If we don’t advocate for families and speak loudly and persistently, who will?

The reality is that we cannot do it alone.

I am always inspired when I meet other professionals who take to heart the message of secure attachment and who are implementing and advocating it in their own way within their communities. They alone don’t have a voice strong enough to ensure stable funding or change public policies, but they are making a difference.

On a visit to Sacramento, California (USA), I had the privilege of visiting two Crisis Nurseries. I was so impressed by the love and dedication of the staff for the children they care for and their conscious efforts to make their location as home-like as possible. Most of the families served are low- or one-income families that have few resources or family members to help them out. So if parents need a safe place for their children to stay — whether to see to the doctor or while escaping a domestic violence situation — the Crisis Nurseries are a safe place for them to go. The children that I observed were held, rocked, comforted and loved by their caregivers, and infants were carried in a soft carrier. In addition, the parents can attend weekly classes where they learn to become more attuned to their child’s needs.

The families served know they have an “extended family” or “tribe” who will be available to them both day and night if needed. While it might not be the ideal of a secure attachment-promoting situation for the children, it does provide an immensely valuable service to parents in helping them develop their parenting skills and reducing their day-to-day stressors.

Unique programs, like the Crisis Nurseries, help bolster families when they have no one else to turn to and are an invaluable resource to their communities. Programs like this only support API’s efforts to spread the message about the critical importance of secure attachment.

I think what impressed me the most was knowing that there are many quiet, unsung heroes like those at the Crisis Nurseries — working everyday out in their communities, doing the best they can to support and strengthen families.
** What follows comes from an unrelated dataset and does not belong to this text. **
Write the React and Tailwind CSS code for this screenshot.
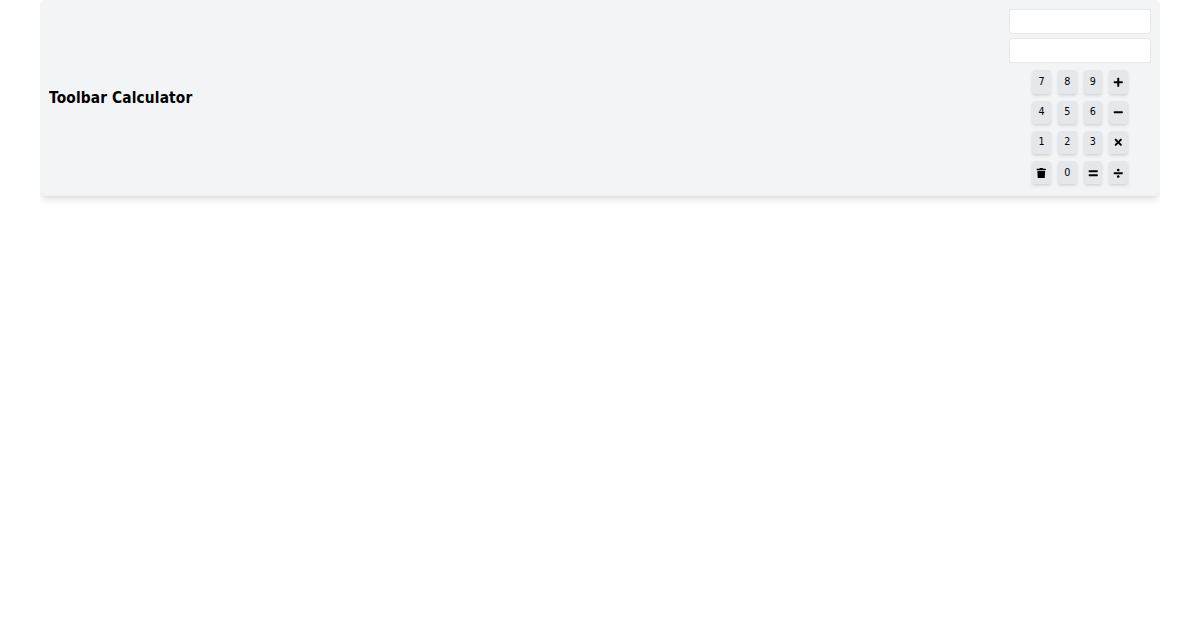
import { useState } from 'react'
import { FaPlus, FaMinus, FaTimes, FaDivide, FaEquals, FaTrash } from 'react-icons/fa'

const keys = [
  '7', '8', '9', '+',
  '4', '5', '6', '-',
  '1', '2', '3', '*',
  'C', '0', '=', '/',
]

const icons = {
  '+': <FaPlus />,
  '-': <FaMinus />,
  '*': <FaTimes />,
  '/': <FaDivide />,
  '=': <FaEquals />,
  'C': <FaTrash />,
}

const calc = (a, op, b) => {
  if (op === '+') return a + b
  if (op === '-') return a - b
  if (op === '*') return a * b
  return a / b
}

export default function App() {
  const [input, setInput] = useState('')
  const [result, setResult] = useState('')

  const handleClick = (key) => {
    if (key === 'C') {
      setInput('')
      setResult('')
      return
    }
    if (key === '=') {
      const parts = input.match(/\d+|[-+*/]/g)
      if (!parts) return
      let total = Number(parts[0])
      for (let i = 1; i + 1 < parts.length; i += 2) total = calc(total, parts[i], Number(parts[i + 1]))
      setResult(String(total))
      return
    }
    setInput(input + key)
  }

  return (
    <div className="mx-10 overflow-hidden pb-6 font-['DejaVu_Sans',sans-serif] text-black">
      <div className="flex h-[196px] items-center justify-between rounded-[5px] bg-gray-100 px-[9.33px] shadow-[0_6px_9px_-2px_rgba(0,0,0,0.1),0_2px_4px_-2px_rgba(0,0,0,0.1)]">
        <h1 className="origin-left scale-x-[0.92] text-[15px] leading-5 font-bold tracking-[0.13px]">Toolbar Calculator</h1>
        <div className="flex flex-col items-center">
          <input type="text" value={input} readOnly className="mb-1 h-[25px] w-[142px] rounded-[3.5px] border border-gray-200 bg-white px-2 text-[9.33px]" />
          <input type="text" value={result} readOnly className="mb-[7px] h-[25px] w-[142px] rounded-[3.5px] border border-gray-200 bg-white px-2 text-[9.33px]" />
          <div className="mb-[2.33px] ml-[0.8px] grid grid-cols-4 gap-[7px]">
            {keys.map((key) => (
              <button key={key} onClick={() => handleClick(key)} className="flex h-[23.33px] w-[18.67px] items-center justify-center rounded-[3.5px] bg-gray-200 text-[9.6px] leading-[14px] shadow-[0_2.3px_3.5px_-0.6px_rgba(0,0,0,0.1),0_1.2px_2.3px_-1.2px_rgba(0,0,0,0.1)] [&>svg]:size-[10.5px]">
                {icons[key] || key}
              </button>
            ))}
          </div>
        </div>
      </div>
    </div>
  )
}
Those of you practicing Attachment Parenting (AP) in your homes are also a part of the unsung heroes who are working on making a difference in your own families and in the world. We hear from so many of you who are AP parents and professionals, that you’re sharing API’s mission to friends and fellow colleagues or how you incorporate it into your work.

Each one of us is doing our part, and I truly believe that soon we will reach the “tipping point” in our culture where AP is just the way you raise children. People are ready: They are seeking solutions to the epidemic of violence and abuse in our culture and around the world.

We must begin simply by seeking support for ourselves and providing support to families in need. At the heart of this peaceful style of parenting grows a profound love, a deep sense of connection and compassion that is felt toward each other and our fellow human beings.

That’s the beginnings of world peace.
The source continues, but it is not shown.